--- PROBLEM ---
Give the data below again exactly as it stands. Omit the pictures.

--- DATA LINES ---
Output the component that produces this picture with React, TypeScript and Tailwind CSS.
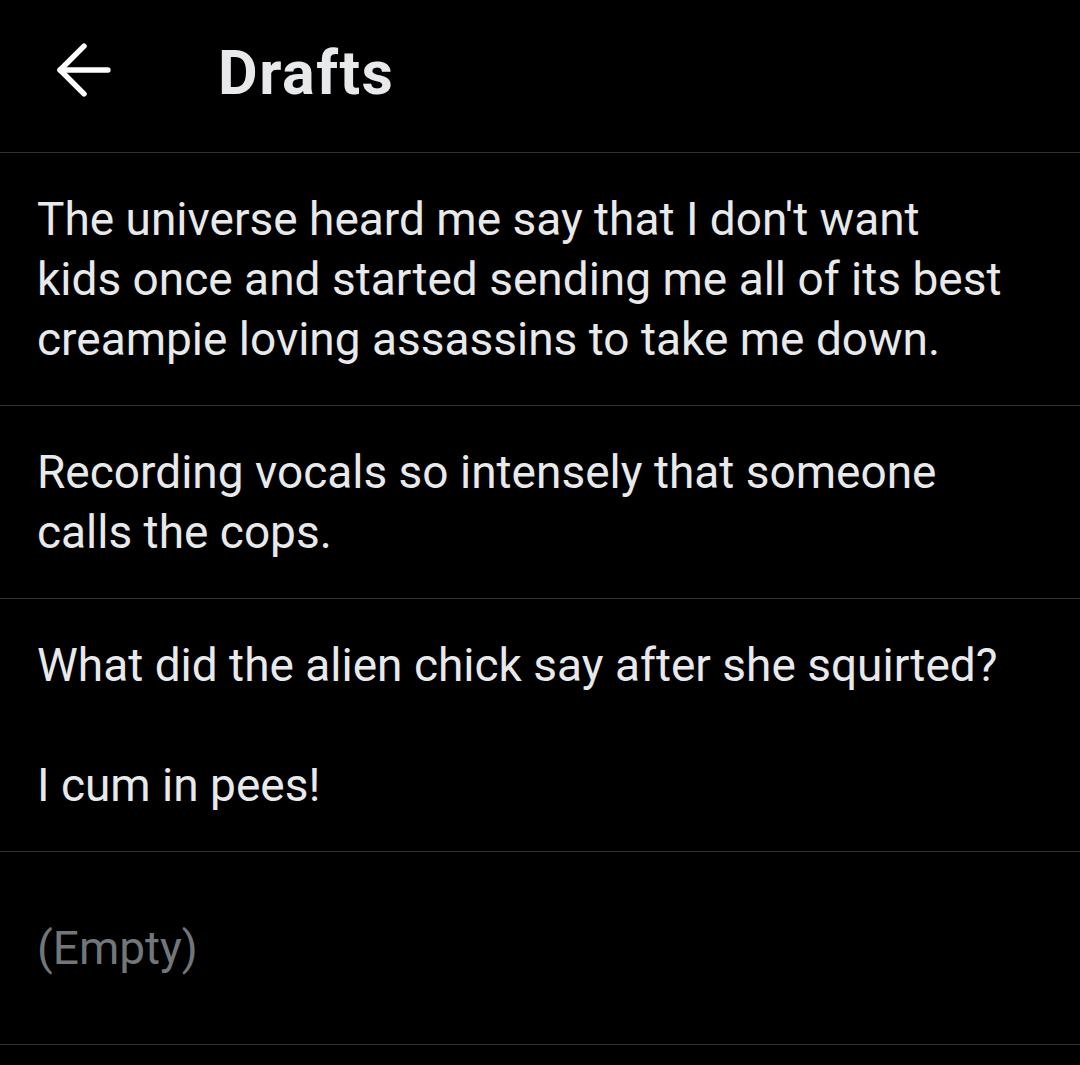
import { ArrowLeft } from "lucide-react"

const drafts = [
    "The universe heard me say that I don't want\nkids once and started sending me all of its best\ncreampie loving assassins to take me down.",
    "Recording vocals so intensely that someone\ncalls the cops.",
    "What did the alien chick say after she squirted?\n\nI cum in pees!",
]

export default function App() {
    return (
        <div className="min-h-[1065px] w-[1080px] bg-black font-['Roboto',sans-serif] text-[#e7e9ea]">
            {/* Header */}
            <div className="h-[153px] flex items-center pb-[6px] border-b border-[#2f3336]">
                <div className="w-[218px] pl-[43px] pb-[6px]">
                    <ArrowLeft className="w-[82px] h-[82px] text-white" strokeWidth={1.6} />
                </div>
                <h1 className="text-[61px] font-bold leading-none tracking-[1.5px] text-[#e7e9ea]">Drafts</h1>
            </div>

            {/* Draft rows */}
            {drafts.map((text, i) => (
                <div key={i} className="px-[37px] py-[36px] border-b border-[#2f3336]">
                    <p className="text-[46px] leading-[60px] whitespace-pre-line">{text}</p>
                </div>
            ))}
            <div className="px-[37px] h-[193px] flex items-center border-b border-[#2f3336]">
                <p className="text-[46px] leading-[60px] text-[#71767b]">(Empty)</p>
            </div>
        </div>
    )
}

--- TASK RESULT ---
Output the component that produces this picture with React, TypeScript and Tailwind CSS.
import { ArrowLeft } from "lucide-react"

const drafts = [
    "The universe heard me say that I don't want\nkids once and started sending me all of its best\ncreampie loving assassins to take me down.",
    "Recording vocals so intensely that someone\ncalls the cops.",
    "What did the alien chick say after she squirted?\n\nI cum in pees!",
]

export default function App() {
    return (
        <div className="min-h-[1065px] w-[1080px] bg-black font-['Roboto',sans-serif] text-[#e7e9ea]">
            {/* Header */}
            <div className="h-[153px] flex items-center pb-[6px] border-b border-[#2f3336]">
                <div className="w-[218px] pl-[43px] pb-[6px]">
                    <ArrowLeft className="w-[82px] h-[82px] text-white" strokeWidth={1.6} />
                </div>
                <h1 className="text-[61px] font-bold leading-none tracking-[1.5px] text-[#e7e9ea]">Drafts</h1>
            </div>

            {/* Draft rows */}
            {drafts.map((text, i) => (
                <div key={i} className="px-[37px] py-[36px] border-b border-[#2f3336]">
                    <p className="text-[46px] leading-[60px] whitespace-pre-line">{text}</p>
                </div>
            ))}
            <div className="px-[37px] h-[193px] flex items-center border-b border-[#2f3336]">
                <p className="text-[46px] leading-[60px] text-[#71767b]">(Empty)</p>
            </div>
        </div>
    )
}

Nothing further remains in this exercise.